For n_jobs below -1, (n_cpus + 1 + n_jobs) are used. Thus for n_jobs = -2, all CPUs
but one are used.

-maxtime MAX_TIME_MINS
How many minutes TPOT has to optimize the pipeline. If not None, this setting will
allow TPOT to run until max_time_mins minutes elapsed and then stop. TPOT will stop
earlier if generationsis set and all generations are already evaluated.

-maxeval MAX_EVAL_MINS
How many minutes TPOT has to evaluate a single pipeline. Setting this parameter to
higher values will allow TPOT to explore more complex pipelines but will also allow
TPOT to run longer.

-s RANDOM_STATE
Random number generator seed for reproducibility.
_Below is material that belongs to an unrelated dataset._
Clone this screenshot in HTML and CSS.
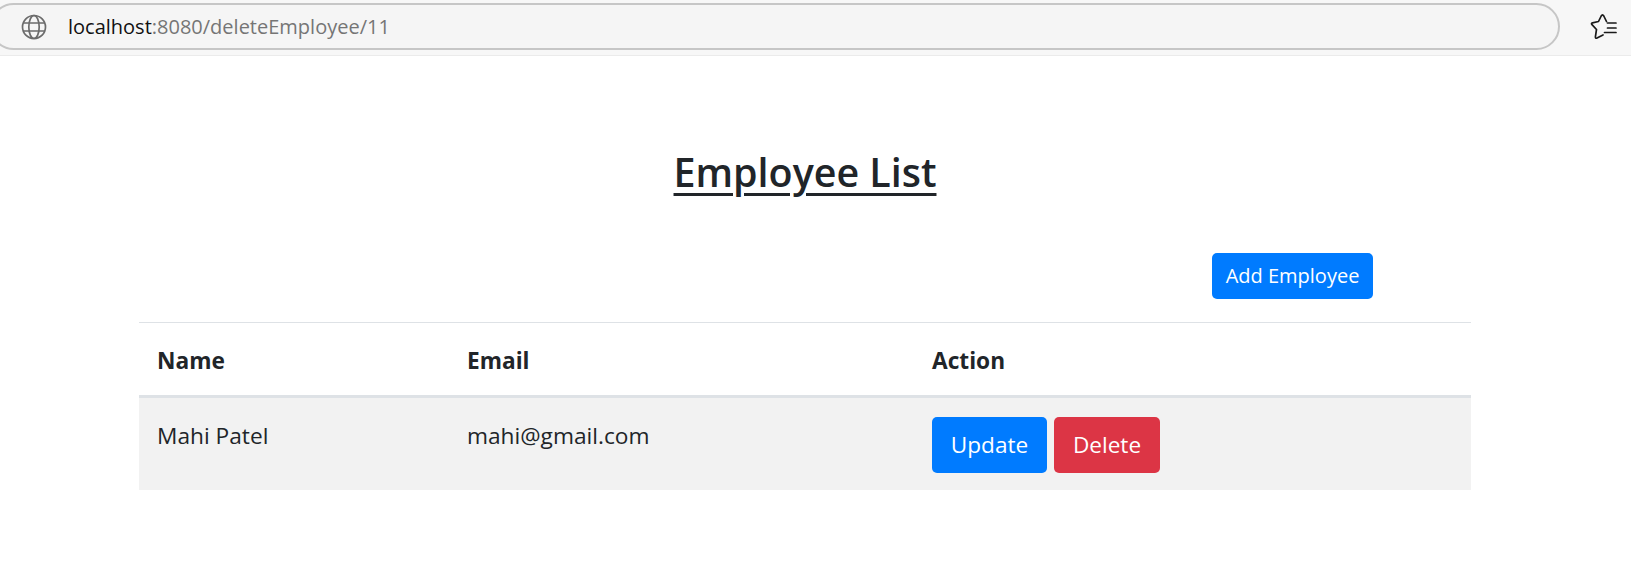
FILE: index.html
```
<!DOCTYPE html>
<html lang="en">
<head>
<meta charset="utf-8">
<title>Employee List</title>
<link rel="stylesheet" href="styles.css">
</head>
<body>
<header class="browser">
  <div class="address">
    <svg class="globe" viewBox="0 0 26 26" width="26" height="26" fill="none" stroke="#6b6b6b" stroke-width="1.700">
      <circle cx="13" cy="13" r="11.500"/>
      <ellipse cx="13" cy="13" rx="5.200" ry="11.500"/>
      <path d="M2.400 9h21.200M2.400 17h21.200"/>
    </svg>
    <span class="url"><span class="host">localhost</span>:8080/deleteEmployee/11</span>
  </div>
  <svg class="fav" viewBox="0 0 28 30" width="28" height="30" fill="none" stroke="#1a1a1a" stroke-width="1.700" stroke-linejoin="round" stroke-linecap="round">
    <path d="M17.500 10.500 14.800 5Q13.500 2.800 12.200 5L9.500 10.500 3.500 11.800Q1.800 12.300 3 13.700L7.500 18.500 6.400 25.800Q6.300 27.800 8 27L14 24"/>
    <path d="M18.500 12H27M18.500 17H27M15.500 21.500H27"/>
  </svg>
</header>
<main class="page">
  <h1 class="title">Employee List</h1>
  <div class="toolbar"><a class="btn btn-add">Add Employee</a></div>
  <table class="table">
    <thead>
      <tr><th class="col-name">Name</th><th class="col-email">Email</th><th>Action</th></tr>
    </thead>
    <tbody>
      <tr>
        <td>Mahi Patel</td>
        <td>mahi@gmail.com</td>
        <td class="actions"><a class="btn btn-lg btn-blue">Update</a><a class="btn btn-lg btn-red">Delete</a></td>
      </tr>
    </tbody>
  </table>
</main>
</body>
</html>
```
FILE: styles.css
```
* { box-sizing: border-box; }
html, body { margin: 0; padding: 0; background: #fff; }
body {
  font-family: "Open Sans", "Noto Sans", sans-serif;
  color: #212529;
  height: 583px;
  overflow: hidden;
}
.browser {
  height: 56px;
  background: #f7f7f7;
  border-bottom: 1px solid #ebebeb;
  display: flex;
  align-items: flex-start;
  padding: 3px 0 0 0;
}
.address {
  margin-left: -10px;
  width: 1570px;
  height: 47px;
  background: #f5f5f5;
  border: 2px solid #c6c6c6;
  border-radius: 24px;
  display: flex;
  align-items: center;
  padding-left: 29px;
  flex: none;
}
.globe { flex: none; }
.url {
  margin-left: 21px;
  font-size: 20px;
  color: #757575;
  white-space: nowrap;
}
.host { color: #111; }
.fav { margin: 8px 0 0 29px; flex: none; }
.page { padding: 0 160px 0 139px; }
.title {
  margin: 0;
  padding-top: 90px;
  text-align: center;
  font-size: 39.400px;
  line-height: 52px;
  font-weight: 600;
  text-decoration: underline;
  text-decoration-thickness: 3px;
  text-underline-offset: 6px;
  width: 1332px;
}
.toolbar {
  margin-top: 55px;
  width: 1234px;
  display: flex;
  justify-content: flex-end;
}
.btn {
  display: inline-block;
  color: #fff;
  border-radius: 5px;
  text-align: center;
}
.btn-add {
  width: 161px;
  height: 46px;
  line-height: 46px;
  background: #007bff;
  font-size: 20px;
}
.table {
  margin-top: 23px;
  width: 1332px;
  border-collapse: collapse;
  table-layout: fixed;
  font-size: 22.700px;
}
.table th {
  text-align: left;
  font-weight: 700;
  height: 74px;
  padding: 3px 18px 0;
  border-top: 1px solid #dee2e6;
  border-bottom: 3px solid #dee2e6;
}
.col-name { width: 310px; }
.col-email { width: 465px; }
.table td {
  background: #f2f2f2;
  height: 93px;
  padding: 21px 18px 0;
  vertical-align: top;
  line-height: 33px;
}
.table td.actions { padding: 19px 18px 0; font-size: 0; }
.btn-lg {
  height: 56px;
  line-height: 56px;
  font-size: 22.600px;
}
.btn-blue { width: 115px; background: #007bff; margin-right: 7px; }
.btn-red { width: 106px; background: #dc3545; }
```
Set this seed if you want your
TPOT run to be reproducible with the same seed and data set in the future.

-config CONFIG_FILE
Configuration file for customizing the operators and parameters that TPOT uses in
the optimization process. Must be a Python module containing a dict export named
"tpot_config" or the name of built-in configuration.

-template TEMPLATE
Template of predefined pipeline structure. The option is for specifying a desired
structurefor the machine learning pipeline evaluated in TPOT. So far this option
only supportslinear pipeline structure. Each step in the pipeline should be a main
class of operators(Selector, Transformer, Classifier or Regressor) or a specific
operator(e.g. SelectPercentile) defined in TPOT operator configuration. If one
step is a main class,TPOT will randomly assign all subclass operators (subclasses
of SelectorMixin,TransformerMixin, ClassifierMixin or RegressorMixin in
scikit-learn) to that step.Steps in the template are delimited by "-", e.g.
"SelectPercentile-Transformer-Classifier".By default value of template is None,
TPOT generates tree-based pipeline randomly.

-memory MEMORY
Path of a directory for pipeline caching or "auto" for using a temporary caching
directory during the optimization process. If supplied, pipelines will cache each
transformer after fitting them. This feature is used to avoid repeated computation
by transformers within a pipeline if the parameters and input data are identical
with another fitted pipeline during optimization process.

-cf CHECKPOINT_FOLDER
If supplied, a folder in which tpot will periodically save the best pipeline so far
while optimizing. This is useful in multiple cases: sudden death before tpot could
save an optimized pipeline, progress tracking, grabbing a pipeline while it's still
optimizing etc.

-es EARLY_STOP
How many generations TPOT checks whether there is no improvement in optimization
process. End optimization process if there is no improvement in the set number of
generations.

-v {0,1,2,3}
How much information TPOT communicates while it is running: 0 = none, 1 = minimal,
2 = high, 3 = all. A setting of 2 or higher will add a progress bar during the
optimization procedure.

-log LOG
Save progress content to a file

--version
Show the TPOT version number and exit.